From The simple truth:

“Frankly, I’m not entirely sure myself where this ‘reality’ business comes from. I can’t create my own reality in the lab, so I must not understand it yet. But occasionally I believe strongly that something is going to happen, and then something else happens instead. I need a name for whatever-it-is that determines my experimental results, so I call it ‘reality’. This ‘reality’ is somehow separate from even my very best hypotheses. Even when I have a simple hypothesis, strongly supported by all the evidence I know, sometimes I’m still surprised. So I need different names for the thingies that determine my predictions and the thingy that determines my experimental results. I call the former thingies ‘belief’, and the latter thingy ‘reality’.”

If for whatever reason someone builds their epistemology around popularity as a prototypical use-case, they will necessarily make experimental results dependent on peoples' expectations in some way.
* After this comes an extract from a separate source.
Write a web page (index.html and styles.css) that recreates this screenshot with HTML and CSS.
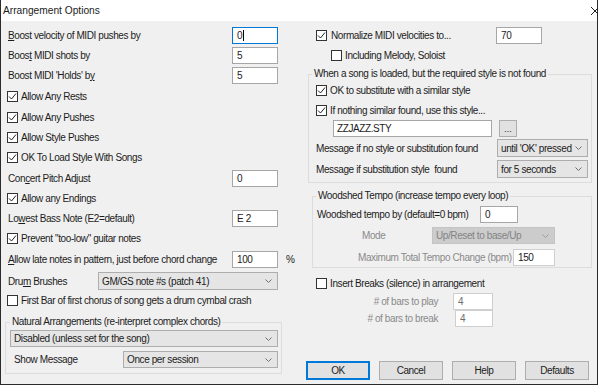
FILE: index.html
```html
<!DOCTYPE html>
<html>
<head lang="en">
    <meta charset="UTF-8">
    <title>Arrangement Options</title>
    <link rel="stylesheet" href="styles.css">
</head>
<body>
<div class="win">
    <div class="titlebar">
        <span class="title">Arrangement Options</span>
        <svg class="close" width="10" height="10" viewBox="0 0 10 10"><path d="M1 1L9 9M9 1L1 9" stroke="#222" stroke-width="1"/></svg>
    </div>
    <div class="content">
        <!-- left column -->
        <div class="left">
            <div class="row"><span class="txt"><u>B</u>oost velocity of MIDI pushes by</span><span class="field focus">0<i class="caret"></i></span></div>
            <div class="row"><span class="txt">Boos<u>t</u> MIDI shots by</span><span class="field">5</span></div>
            <div class="row"><span class="txt">Boost MIDI 'Holds' b<u>y</u></span><span class="field">5</span></div>
            <div class="row h22"><span class="cb on"></span>Allow Any Rests</div>
            <div class="row"><span class="cb on"></span>Allow Any Pushes</div>
            <div class="row"><span class="cb on"></span>Allow Style Pushes</div>
            <div class="row h21"><span class="cb on"></span>OK To Load Style With Songs</div>
            <div class="row"><span class="txt">Con<u>c</u>ert Pitch Adjust</span><span class="field">0</span></div>
            <div class="row"><span class="cb on"></span>Allow any Endings</div>
            <div class="row"><span class="txt">Lo<u>w</u>est Bass Note (E2=default)</span><span class="field">E 2</span></div>
            <div class="row"><span class="cb on"></span>Prevent "too-low" guitar notes</div>
            <div class="row h22"><span class="txt"><u>A</u>llow late notes in pattern, just before chord change</span><span class="field">100</span><span class="pct">%</span></div>
            <div class="row h22"><span class="txt">Dru<u>m</u> Brushes</span><span class="combo w-drum">GM/GS note #s (patch 41)<i class="chev"></i></span></div>
            <div class="row h16"><span class="cb"></span>First Bar of first chorus of song gets a drum cymbal crash</div>

            <fieldset class="grp g-nat">
                <legend>Natural Arrangements (re-interpret complex chords)</legend>
                <div class="combo w-full">Disabled (unless set for the song)<i class="chev"></i></div>
                <div class="row-s show-row"><span class="show-lbl">Show Message</span><span class="combo w-show">Once per session<i class="chev"></i></span></div>
            </fieldset>
        </div>

        <!-- right column -->
        <div class="right">
            <div class="row r-norm"><span class="cb on"></span>Normalize MIDI velocities to...<span class="field">70</span></div>
            <div class="row r-incl"><span class="cb"></span>Including Melody, Soloist</div>

            <fieldset class="grp g-style">
                <legend>When a song is loaded, but the required style is not found</legend>
                <div class="row in h21"><span class="cb on"></span>OK to substitute with a similar style</div>
                <div class="row in h19"><span class="cb on"></span>If nothing similar found, use this style...</div>
                <div class="row-s file-row"><span class="field w-file">ZZJAZZ.STY</span><span class="btn-dots">...</span></div>
                <div class="row-s msg-row m2"><span class="txt">Message if no style or substitution found</span><span class="combo w-msg">until 'OK' pressed<i class="chev"></i></span></div>
                <div class="row-s msg-row m3"><span class="txt">Message if substitution style&nbsp; found</span><span class="combo w-msg">for 5 seconds<i class="chev"></i></span></div>
            </fieldset>

            <fieldset class="grp g-wood">
                <legend>Woodshed Tempo (increase tempo every loop)</legend>
                <div class="row-s wood-row"><span class="wood-lbl">Woodshed tempo by (default=0 bpm)</span><span class="field w-wood">0</span></div>
                <div class="row-s mode-row"><span class="mode-lbl dim">Mode</span><span class="combo dis w-mode">Up/Reset to base/Up<i class="chev"></i></span></div>
                <div class="row-s max-row"><span class="max-lbl dim">Maximum Total Tempo Change (bpm)</span><span class="field pale w-max">150</span></div>
            </fieldset>

            <div class="row r-ins"><span class="cb"></span>Insert Breaks (silence) in arrangement</div>
            <div class="row-s bars-row"><span class="bars-lbl dim"># of bars to play</span><span class="field pale gray w-play">4</span></div>
            <div class="row-s bars-row"><span class="bars-lbl dim"># of bars to break</span><span class="field pale gray w-break">4</span></div>

            <div class="buttons">
                <span class="btn default">OK</span>
                <span class="btn">Cancel</span>
                <span class="btn">Help</span>
                <span class="btn">Defaults</span>
            </div>
        </div>
    </div>
</div>
</body>
</html>
```

FILE: styles.css
```css
*
{
    margin: 0;
    padding: 0;
    box-sizing: border-box;
}
body
{
    background: #fff;
    font-family: "Liberation Sans", Arial, sans-serif;
    font-size: 10px;
    letter-spacing: -0.4px;
    color: #1c1c1c;
}
.win
{
    width: 598px;
    height: 385px;
    background: #f0f0f0;
    border: 1px solid #2b2b2b;
    border-top: 0;
    display: flex;
    flex-direction: column;
}
.titlebar
{
    height: 21px;
    background: #fff;
    display: flex;
    align-items: center;
    justify-content: space-between;
    padding-left: 2px;
    flex: none;
}
.title
{
    font-size: 10.2px;
    letter-spacing: 0;
}
.close
{
    margin-right: -3px;
}
.content
{
    display: flex;
    padding: 4px 0 0 4px;
}
.left
{
    width: 277px;
    display: flex;
    flex-direction: column;
}
.right
{
    width: 286px;
    margin-left: 24px;
    display: flex;
    flex-direction: column;
}

/* rows */
.row
{
    display: flex;
    align-items: center;
    height: 20px;
    padding: 0 4px 0 2px;
    white-space: nowrap;
}
.row-s
{
    display: flex;
    align-items: center;
    height: 17px;
    white-space: nowrap;
}
.h22 { height: 22px; }
.h21 { height: 21px; }
.h19 { height: 19px; }
.h16 { height: 16px; }
.txt
{
    margin-left: 1px;
}
u
{
    text-decoration: underline;
    text-underline-offset: 1px;
}
.dim
{
    color: #8a8a8a;
}

/* text boxes */
.field
{
    margin-left: auto;
    width: 46px;
    height: 17px;
    flex: none;
    background: #fff;
    border: 1px solid #a6a6a6;
    padding-left: 4px;
    display: flex;
    align-items: center;
}
.focus
{
    border-color: #0078d7;
}
.caret
{
    width: 1px;
    height: 11px;
    background: #000;
    margin-left: 1px;
}
.pale
{
    border-color: #cfcfcf;
}
.gray
{
    color: #6d6d6d;
}
.pct
{
    width: 0;
    margin-left: 8px;
    margin-right: -8px;
    overflow: visible;
}

/* check boxes */
.cb
{
    width: 11px;
    height: 11px;
    flex: none;
    border: 1px solid #333;
    background: #fff;
    margin-right: 3px;
}
.cb.on
{
    background: #fff url("data:image/svg+xml,%3Csvg xmlns='http://www.w3.org/2000/svg' width='9' height='9' viewBox='0 0 9 9'%3E%3Cpath d='M1 4.5L3.5 7L8 1.5' fill='none' stroke='%23222' stroke-width='1'/%3E%3C/svg%3E") center no-repeat;
}

/* combo boxes */
.combo
{
    margin-left: auto;
    height: 17px;
    flex: none;
    background: #e5e5e5;
    border: 1px solid #adadad;
    padding: 0 5px 0 3px;
    display: flex;
    align-items: center;
    justify-content: space-between;
}
.chev
{
    width: 7px;
    height: 4px;
    background: url("data:image/svg+xml,%3Csvg xmlns='http://www.w3.org/2000/svg' width='7' height='4' viewBox='0 0 7 4'%3E%3Cpath d='M0.5 0.5L3.5 3.5L6.5 0.5' fill='none' stroke='%23707070' stroke-width='1'/%3E%3C/svg%3E") no-repeat;
}
.combo.dis
{
    background: #cccccc;
    border-color: #c4c4c4;
    color: #838383;
}
.combo.dis .chev
{
    opacity: 0.5;
}
.w-drum { width: 180px; height: 18px; }
.w-full { width: 268px; margin-top: 2px; }
.w-show { width: 155px; }
.w-msg { width: 91px; height: 18px; }
.w-mode { width: 123px; }

/* group boxes */
.grp
{
    border: 1px solid #dcdcdc;
    min-width: 0;
}
.grp legend
{
    padding: 0 2px;
    line-height: 12px;
}
.g-nat
{
    margin-top: 8px;
    width: 277px;
    padding: 0 3px 5px 4px;
}
.show-row
{
    margin-top: 4px;
}
.show-lbl
{
    width: 109px;
    margin-left: 4px;
}

.r-norm
{
    padding-left: 10px;
    padding-right: 50px;
}
.r-norm .cb
{
    margin-right: 4px;
}
.r-incl
{
    padding-left: 25px;
}
.g-style
{
    margin: 3px 0 0 2px;
    width: 284px;
    padding: 0 3px 4px 3px;
}
.row.in
{
    padding-left: 4px;
}
.file-row
{
    padding-left: 21px;
}
.w-file
{
    margin-left: 0;
    width: 159px;
    padding-left: 3px;
}
.btn-dots
{
    width: 18px;
    height: 17px;
    margin-left: 7px;
    background: #e1e1e1;
    border: 1px solid #adadad;
    display: flex;
    align-items: center;
    justify-content: center;
    font-size: 9px;
    letter-spacing: 0;
}
.msg-row
{
    height: 18px;
    padding-left: 3px;
}
.m2 { margin-top: 2px; }
.m3 { margin-top: 3px; }

.g-wood
{
    margin: 7px 0 0 6px;
    width: 280px;
    padding: 0 3px 1px 3px;
}
.wood-row
{
    margin-top: 4px;
}
.wood-lbl
{
    width: 164px;
    padding-left: 1px;
}
.w-wood
{
    margin-left: 0;
    width: 38px;
}
.mode-row
{
    margin-top: 4px;
    padding-left: 46px;
}
.mode-lbl
{
    width: 70px;
}
.w-mode
{
    margin-left: 0;
}
.max-row
{
    margin-top: 5px;
    padding-left: 42px;
}
.max-lbl
{
    width: 155px;
}
.w-max
{
    margin-left: 0;
    width: 42px;
}

.r-ins
{
    margin-top: 5px;
    padding-left: 10px;
}
.bars-lbl
{
    width: 132px;
    text-align: right;
}
.w-play
{
    margin-left: 15px;
    width: 40px;
}
.w-break
{
    margin-left: 17px;
    width: 38px;
}

/* buttons */
.buttons
{
    margin-top: 34px;
    display: flex;
    gap: 9px;
}
.btn
{
    width: 64px;
    height: 19px;
    background: #e1e1e1;
    border: 1px solid #adadad;
    display: flex;
    align-items: center;
    justify-content: center;
}
.btn.default
{
    border: 2px solid #0078d7;
}
```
They will say, using the words from the quote, that ‘reality’ is literally made out of ‘belief’.

Replies from: Slider
comment by Slider · 2020-07-12T14:37:58.631Z · LW(p) · GW(p)

Blue and Greens are likely to agree what an election result is and statements like "politican X beat politician Y in the vote" can't really be denied even if they are not fun for your side.

The anti-epistemology is not in the question but how you take the question. While it can be illuminating to use a question that most naturally fits that kind of interpretation answering that question is not itself a problem. The concept of Family Feud is different from a trivia contest but the difference doesn't live in the prompts.

comment by TAG · 2020-07-09T19:12:38.061Z · LW(p) · GW(p)

The prototypical questions of epistemology are: what is truth ? what is knowledge? how is knowledge attained? can knowledge be obtained?

You seem to be using "epistemology" ,to mean a fairly narrow set of prescriptions about how to do epistemology well (equivalent to object level ethics as opposed to meta level ethics).

Empire verification has its advantages and disadvantages. The disadvantages are that not every proposition is subject to empirical verification, and you do not have time to personally verify everything anyway. Outsourcing knowledge to other people is a defensible trade off. Most of the information people have comes from other people.